** Begin PROVIDED DATA **

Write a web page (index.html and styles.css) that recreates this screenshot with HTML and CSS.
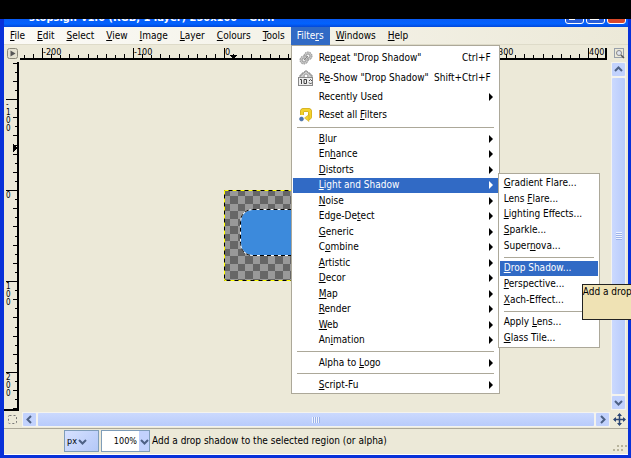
FILE: index.html
```html
<!DOCTYPE html>
<html lang="en">
<head>
    <meta charset="UTF-8">
    <meta name="viewport" content="width=device-width, initial-scale=1.0">
    <title>GIMP</title>
    <link rel="stylesheet" href="styles.css">
</head>
<body>
    <div class="window">
        <div class="titlebar">
            <span class="title-text">stopsign-v1.0 (RGB, 1 layer) 250x100 – GIMP</span>
            <button class="caption-btn" aria-label="Minimize"><span class="min-icon"></span></button>
            <button class="caption-btn" aria-label="Maximize"><span class="max-icon"></span></button>
            <button class="caption-btn close" aria-label="Close"></button>
        </div>

        <ul class="menubar">
            <li><button><u>F</u>ile</button></li>
            <li><button><u>E</u>dit</button></li>
            <li><button><u>S</u>elect</button></li>
            <li><button><u>V</u>iew</button></li>
            <li><button><u>I</u>mage</button></li>
            <li><button><u>L</u>ayer</button></li>
            <li><button><u>C</u>olours</button></li>
            <li><button><u>T</u>ools</button></li>
            <li class="open">
                <button>Filte<u>r</u>s</button>
                <div class="menu filters-menu">
                    <ul class="tall">
                        <li><button>
                            <svg class="icon" width="16" height="16" viewBox="0 0 16 16" fill="none">
                                <circle cx="10" cy="6" r="4" fill="#c8c8c8" stroke="#8a8a8a" stroke-dasharray="1.500 1"/>
                                <circle cx="10" cy="6" r="2" fill="#f2f2f2" stroke="#999"/>
                                <circle cx="6" cy="10" r="4" fill="#c8c8c8" stroke="#8a8a8a" stroke-dasharray="1.500 1"/>
                                <circle cx="6" cy="10" r="2" fill="#e8e8e8" stroke="#999"/>
                                <path d="M6 10l4-4" stroke="#888"/>
                            </svg>
                            <span>Re<u>p</u>eat "Drop Shadow"</span><kbd>Ctrl+F</kbd></button></li>
                        <li><button>
                            <svg class="icon" width="16" height="16" viewBox="0 0 16 16" fill="none">
                                <path d="M2 8V5l2 0V3l2 0 1-2h2l1 2h2v2h2v3z" fill="#d0d0d0" stroke="#888"/>
                                <circle cx="8" cy="6" r="2" fill="#fff" stroke="#999"/>
                                <rect x=".5" y="7.500" width="14" height="8" fill="#eee" stroke="#888"/>
                                <path d="M2 9.500h1.500V14M6 9.500h2.500v4H6zM11 11l1.500-1.500L14 11M11 12.500l1.500 1.500 1.500-1.500" stroke="#444"/>
                            </svg>
                            <span>R<u>e</u>-Show "Drop Shadow"</span><kbd>Shift+Ctrl+F</kbd></button></li>
                        <li class="short"><button class="sub"><span>Recently Used</span></button></li>
                        <li class="short"><button>
                            <svg class="icon" width="16" height="16" viewBox="0 0 16 16" fill="none">
                                <path d="M4 8V5q0-2 2-2h4q2 0 2 2v4q0 2-2 2" stroke="#c29b12" stroke-width="4"/>
                                <path d="M4 8V5q0-2 2-2h4q2 0 2 2v4q0 2-2 2" stroke="#f3d22e" stroke-width="3"/>
                                <path d="M11 7.500v7L6.500 11z" fill="#f3d22e" stroke="#c29b12" stroke-width=".5"/>
                                <circle cx="3.500" cy="12" r="2" fill="#4e78b4" stroke="#345c94" stroke-width=".5"/>
                            </svg>
                            <span>Reset all <u>F</u>ilters</span></button></li>
                    </ul>
                    <hr>
                    <ul class="rows-14">
                        <li><button class="sub"><span><u>B</u>lur</span></button></li>
                        <li><button class="sub"><span>En<u>h</u>ance</span></button></li>
                        <li><button class="sub"><span><u>D</u>istorts</span></button></li>
                        <li>
                            <button class="sub active"><span><u>L</u>ight and Shadow</span></button>
                            <div class="menu light-menu">
                                <ul class="rows-5">
                                    <li><button><span><u>G</u>radient Flare...</span></button></li>
                                    <li><button><span>Lens <u>F</u>lare...</span></button></li>
                                    <li><button><span><u>L</u>ighting Effects...</span></button></li>
                                    <li><button><span><u>S</u>parkle...</span></button></li>
                                    <li><button><span>Super<u>n</u>ova...</span></button></li>
                                </ul>
                                <hr>
                                <ul class="rows-3">
                                    <li>
                                        <button class="active"><span><u>D</u>rop Shadow...</span></button>
                                        <div class="tooltip" role="tooltip">Add a drop</div>
                                    </li>
                                    <li><button><span><u>P</u>erspective...</span></button></li>
                                    <li><button><span><u>X</u>ach-Effect...</span></button></li>
                                </ul>
                                <hr>
                                <ul class="rows-2">
                                    <li><button><span>Apply <u>L</u>ens...</span></button></li>
                                    <li><button><span><u>G</u>lass Tile...</span></button></li>
                                </ul>
                            </div>
                        </li>
                        <li><button class="sub"><span><u>N</u>oise</span></button></li>
                        <li><button class="sub"><span>Edge-De<u>t</u>ect</span></button></li>
                        <li><button class="sub"><span><u>G</u>eneric</span></button></li>
                        <li><button class="sub"><span>C<u>o</u>mbine</span></button></li>
                        <li><button class="sub"><span><u>A</u>rtistic</span></button></li>
                        <li><button class="sub"><span><u>D</u>ecor</span></button></li>
                        <li><button class="sub"><span><u>M</u>ap</span></button></li>
                        <li><button class="sub"><span><u>R</u>ender</span></button></li>
                        <li><button class="sub"><span><u>W</u>eb</span></button></li>
                        <li><button class="sub"><span>An<u>i</u>mation</span></button></li>
                    </ul>
                    <hr>
                    <ul>
                        <li><button class="sub"><span>Alpha to <u>L</u>ogo</span></button></li>
                    </ul>
                    <hr>
                    <ul>
                        <li><button class="sub"><span><u>S</u>cript-Fu</span></button></li>
                    </ul>
                </div>
            </li>
            <li><button><u>W</u>indows</button></li>
            <li><button><u>H</u>elp</button></li>
        </ul>

        <div class="workspace">
            <button class="corner" aria-label="Image menu">
                <svg width="11" height="11" viewBox="0 0 11 11">
                    <rect x=".5" y=".5" width="10" height="10" rx="2" fill="#e4e1d0" stroke="#8c8a7c"/>
                    <path d="M3.500 2.500v6l5-3z" fill="#555"/>
                </svg>
            </button>
            <svg class="ruler ruler-h" id="ruler-h"></svg>
            <button class="corner" aria-label="Zoom image when window size changes">
                <svg width="12" height="12" viewBox="0 0 12 12" fill="none">
                    <rect x="1.500" y="1.500" width="9" height="9" stroke="#44577e" stroke-dasharray="1 1"/>
                    <circle cx="6" cy="6" r="2.500" fill="#dfe4ee" stroke="#888"/>
                    <path d="M8 8l3 3" stroke="#555" stroke-width="1.500"/>
                </svg>
            </button>

            <svg class="ruler ruler-v" id="ruler-v"></svg>
            <div class="canvas">
                <svg class="picture" width="229" height="92">
                    <defs>
                        <pattern id="checks" x="-1" y="-1" width="15" height="15" patternUnits="userSpaceOnUse">
                            <rect width="15" height="15" fill="#999"/>
                            <path d="M0 0h7v7h8v8H7V7H0z" fill="#666"/>
                        </pattern>
                    </defs>
                    <rect width="229" height="91" fill="url(#checks)"/>
                    <rect x=".5" y=".5" width="228" height="90" fill="none" stroke="#000"/>
                    <rect x=".5" y=".5" width="228" height="90" fill="none" stroke="#ff0" stroke-dasharray="4 4"/>
                    <rect x="16.500" y="19.500" width="196" height="46" rx="12" fill="#3c8adc" stroke="#fff"/>
                    <rect x="16.500" y="19.500" width="196" height="46" rx="12" fill="none" stroke="#000" stroke-dasharray="4 3"/>
                </svg>
            </div>
            <div class="scrollbar vertical">
                <button aria-label="Scroll up"><svg width="9" height="9" viewBox="0 0 9 9"><path d="M1 6l3.500-3.500L8 6"/></svg></button>
                <div class="thumb"><i></i></div>
                <button aria-label="Scroll down"><svg width="9" height="9" viewBox="0 0 9 9"><path d="M1 3l3.500 3.500L8 3"/></svg></button>
            </div>

            <button class="corner" aria-label="Toggle quick mask">
                <svg width="11" height="11" viewBox="0 0 11 11" fill="none">
                    <rect x="1.500" y="1.500" width="8" height="8" rx="1" stroke="#777" stroke-dasharray="2 2"/>
                </svg>
            </button>
            <div class="scrollbar horizontal">
                <button aria-label="Scroll left"><svg width="9" height="9" viewBox="0 0 9 9"><path d="M6 1L2.500 4.500 6 8"/></svg></button>
                <div class="thumb"><i></i></div>
                <button aria-label="Scroll right"><svg width="9" height="9" viewBox="0 0 9 9"><path d="M3 1l3.500 3.500L3 8"/></svg></button>
            </div>
            <button class="corner" aria-label="Navigate the image">
                <svg width="13" height="13" viewBox="0 0 13 13">
                    <path d="M6.500 1v11M1 6.500h11" stroke="#2c4674" stroke-width="1.500"/>
                    <path d="M6.500 0L9 3H4zM6.500 13L4 10h5zM0 6.500L3 4v5zM13 6.500L10 9V4z" fill="#2c4674"/>
                </svg>
            </button>
        </div>

        <div class="statusbar">
            <label class="unit">
                <select aria-label="Unit"><option>px</option></select>
                <svg width="9" height="9" viewBox="0 0 9 9"><path d="M1 3l3.500 3.500L8 3"/></svg>
            </label>
            <div class="zoom">
                <input type="text" value="100%" aria-label="Zoom">
                <button aria-label="Zoom levels"><svg width="9" height="9" viewBox="0 0 9 9"><path d="M1 3l3.500 3.500L8 3"/></svg></button>
            </div>
            <span class="message">Add a drop shadow to the selected region (or alpha)</span>
            <svg class="grip" width="14" height="8" viewBox="0 0 14 8">
                <path d="M4 1h2v2H4zM8 1h2v2H8zM12 1h2v2h-2zM0 5h2v2H0zM4 5h2v2H4zM8 5h2v2H8z"/>
            </svg>
        </div>
    </div>
    <script src="script.js"></script>
</body>
</html>
```
FILE: styles.css
```css
:root {
    --face: #ece9d8;
    --highlight: #316ac5;
    --frame: #0831d9;
    --scroll: #c2d2fd;
    --arrow: #4d6185;
    --line: #aca899;
}

* {
    box-sizing: border-box;
}

body {
    margin: 0;
    padding-top: 19px;
    height: 100vh;
    display: flex;
    overflow: hidden;
    background: #000;
    color: #000;
    font-family: "DejaVu Sans Condensed", "DejaVu Sans", sans-serif;
    font-size: 10px;
    line-height: 14px;
}

ul {
    margin: 0;
    padding: 0;
    list-style: none;
}

button {
    margin: 0;
    padding: 0;
    border: none;
    background: none;
    color: inherit;
    font: inherit;
    white-space: nowrap;
}

u {
    text-underline-offset: 1px;
}

.window {
    flex: 1;
    min-width: 0;
    display: flex;
    flex-direction: column;
    background: var(--face);
    border: solid var(--frame);
    border-width: 0 3px 3px 4px;
}

/* title bar, its upper part is out of view */
.titlebar {
    height: 8px;
    display: flex;
    align-items: flex-end;
    gap: 2px;
    overflow: hidden;
    padding: 0 2px 3px 25px;
    background: linear-gradient(#0a5cf5, #0262fe 60%, #0347d8);
    color: #fff;
}

.title-text {
    flex: 1;
    font-size: 11px;
    font-weight: bold;
    line-height: 12px;
}

.caption-btn {
    width: 19px;
    height: 18px;
    display: flex;
    align-items: flex-end;
    padding: 3px;
    border: 1px solid #fff;
    border-radius: 3px;
    background: #2a5fd8;
}

.caption-btn.close {
    background: #d8482a;
}

.min-icon {
    width: 6px;
    height: 2px;
    background: #fff;
}

.max-icon {
    width: 9px;
    height: 8px;
    border: 1px solid #fff;
}

.menubar {
    height: 18px;
    display: flex;
    background: linear-gradient(90deg, #fbfaf6, var(--face));
    border-bottom: 1px solid #dedbc9;
}

.menubar > li {
    position: relative;
}

.menubar > li > button {
    height: 18px;
    padding: 0 6px;
}

.menubar > .open > button {
    background: var(--highlight);
    color: #fff;
}

/* drop-down menus */
.menu {
    position: absolute;
    z-index: 2;
    padding: 2px 1px 1px;
    background: #fff;
    border: 1px solid var(--line);
}

.filters-menu {
    top: 18px;
    left: 0;
    width: 209px;
}

.light-menu {
    top: -5px;
    left: 100%;
    z-index: 3;
    width: 102px;
}

.menu ul {
    display: grid;
    grid-auto-rows: 1fr;
}

.menu .tall {
    grid-template-rows: 20px 20px;
    grid-auto-rows: 18px;
}

.menu .rows-14 {
    min-height: 217px;
}

.menu .rows-5 {
    min-height: 78px;
}

.menu .rows-3 {
    min-height: 47px;
}

.menu .rows-2 {
    min-height: 31px;
}

.menu li {
    position: relative;
    min-height: 15px;
    display: flex;
}

.menu hr {
    height: 1px;
    margin: 3px 4px;
    border: none;
    background: var(--line);
}

.menu button {
    flex: 1;
    display: flex;
    align-items: center;
    padding: 0 7px 0 26px;
    text-align: left;
}

.light-menu button {
    padding: 0 4px;
}

.menu button.active {
    background: var(--highlight);
    color: #fff;
}

.menu .icon {
    flex: none;
    margin: 0 5px 0 -21px;
}

.menu kbd {
    margin-left: auto;
    font: inherit;
}

.menu .sub {
    padding-right: 5px;
}

.sub::after {
    content: "";
    margin-left: auto;
    border: solid transparent;
    border-width: 4px 0 4px 4px;
    border-left-color: currentColor;
}

/* runs up to the window's edge */
.tooltip {
    position: absolute;
    top: 23px;
    left: 82px;
    z-index: 4;
    width: 50px;
    height: 36px;
    background: #efe2b4;
    border: 1px solid #222;
    border-right: none;
    white-space: nowrap;
}

/* rulers, canvas and scrollbars */
.workspace {
    flex: 1;
    min-height: 0;
    display: grid;
    grid-template-columns: 16px minmax(0, 1fr) 18px;
    grid-template-rows: 16px minmax(0, 1fr) 17px;
}

.corner {
    display: grid;
    place-items: center;
}

.ruler {
    width: 100%;
    height: 100%;
    min-height: 0;
    font-size: 9px;
    shape-rendering: crispEdges;
}

.ruler-v {
    font-size: 8px;
}

.canvas {
    position: relative;
    overflow: hidden;
}

.picture {
    position: absolute;
    left: 204px;
    top: 129px;
}

.scrollbar {
    display: flex;
    gap: 2px;
    padding: 1px;
    background: #f4f3ee;
}

.scrollbar.vertical {
    flex-direction: column;
    margin: 1px 2px 1px 1px;
}

.scrollbar.horizontal {
    margin: 1px 0 1px 2px;
}

.scrollbar button {
    flex: none;
    width: 13px;
    height: 13px;
    display: grid;
    place-items: center;
    border-radius: 1px;
    background: var(--scroll);
}

.scrollbar svg, .statusbar svg {
    fill: none;
    stroke: var(--arrow);
    stroke-width: 2;
}

.thumb {
    flex: 1;
    display: grid;
    place-items: center;
    border-radius: 1px;
    background: linear-gradient(#cbd9fe, #b8cbfb);
}

.vertical .thumb {
    background: linear-gradient(90deg, #cbd9fe, #b8cbfb);
}

.thumb i {
    width: 8px;
    height: 6px;
    background: repeating-linear-gradient(90deg, #eef3ff 0 1px, #9cb2e8 1px 2px);
}

.vertical .thumb i {
    width: 6px;
    height: 8px;
    background: repeating-linear-gradient(#eef3ff 0 1px, #9cb2e8 1px 2px);
}

.statusbar {
    display: flex;
    align-items: center;
    gap: 2px;
    padding: 1px 1px 2px 60px;
    border-top: 1px solid var(--line);
    border-bottom: 1px solid #fff;
}

.unit, .zoom {
    height: 22px;
    display: flex;
    align-items: center;
    border: 1px solid #7f9db9;
}

.unit {
    position: relative;
    width: 35px;
    background: linear-gradient(135deg, #d6e1ff, #b4c8f8);
}

.unit select {
    width: 100%;
    padding: 0 0 0 2px;
    appearance: none;
    border: none;
    background: none;
    font: inherit;
    font-size: 9px;
}

.unit svg {
    position: absolute;
    left: 13px;
    pointer-events: none;
}

.zoom {
    width: 49px;
    background: #fff;
}

.zoom input {
    flex: 1;
    min-width: 0;
    padding: 0 2px;
    border: none;
    background: none;
    font: inherit;
    font-size: 9px;
    text-align: right;
}

.zoom button {
    width: 10px;
    height: 100%;
    display: grid;
    place-items: center;
    background: var(--scroll);
}

.message {
    flex: 1;
    white-space: nowrap;
}

.statusbar .grip {
    align-self: flex-end;
    fill: #b8b49c;
    stroke: none;
}
```
FILE: script.js
```js
const SVG = 'http://www.w3.org/2000/svg';
const SCALE = 0.91; // screen pixels per image pixel

function add(parent, name, attrs, text) {
    const el = document.createElementNS(SVG, name);
    for (const key in attrs) el.setAttribute(key, attrs[key]);
    if (text) el.textContent = text;
    parent.appendChild(el);
}

function drawHorizontal(svg, zero) {
    const width = svg.clientWidth - 4;
    // labels under the open menu are left out
    const menu = document.querySelector('.filters-menu').getBoundingClientRect();
    const left = svg.getBoundingClientRect().left;
    add(svg, 'path', { d: `M0 14h${width}V3`, fill: 'none', stroke: '#000', 'stroke-width': 2 });
    for (let v = -220; v < 1000; v += 10) {
        const x = Math.round(zero + v * SCALE);
        if (x < 1 || x > width) continue;
        const len = v % 100 === 0 ? 11 : v % 20 === 0 ? 4 : 5;
        add(svg, 'rect', { x: x, y: 14 - len, width: 1, height: len });
        const covered = left + x > menu.left && left + x < menu.right - 5;
        if (v % 100 === 0 && !covered) {
            add(svg, 'text', { x: x + 1, y: 10 }, String(v));
        }
    }
    // pointer position
    add(svg, 'path', { d: `M${zero + 5} 10h8l-4 4z` });
}

function drawVertical(svg, zero) {
    const height = svg.clientHeight - 1;
    add(svg, 'path', { d: `M14 1v${height - 1}H0`, fill: 'none', stroke: '#000', 'stroke-width': 2 });
    for (let v = -140; v < 1000; v += 10) {
        const y = Math.round(zero + v * SCALE);
        if (y < 1 || y > height) continue;
        const len = v % 100 === 0 ? 12 : v % 20 === 0 ? 5 : 3;
        add(svg, 'rect', { x: 14 - len, y: y, width: len, height: 1 });
        if (v % 100 === 0) {
            String(v).split('').forEach((digit, i) => {
                add(svg, 'text', { x: 2, y: y + 8 + i * 8 }, digit);
            });
        }
    }
    add(svg, 'path', { d: `M9 ${zero - 46}v8l5-4z` });
}

drawHorizontal(document.getElementById('ruler-h'), 204);
drawVertical(document.getElementById('ruler-v'), 129);
```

** End PROVIDED DATA **

Extract each line holding the string "index".

Write a web page (index.html and styles.css) that recreates this screenshot with HTML and CSS.
FILE: index.html
    z-index: 2;
    z-index: 3;
    z-index: 4;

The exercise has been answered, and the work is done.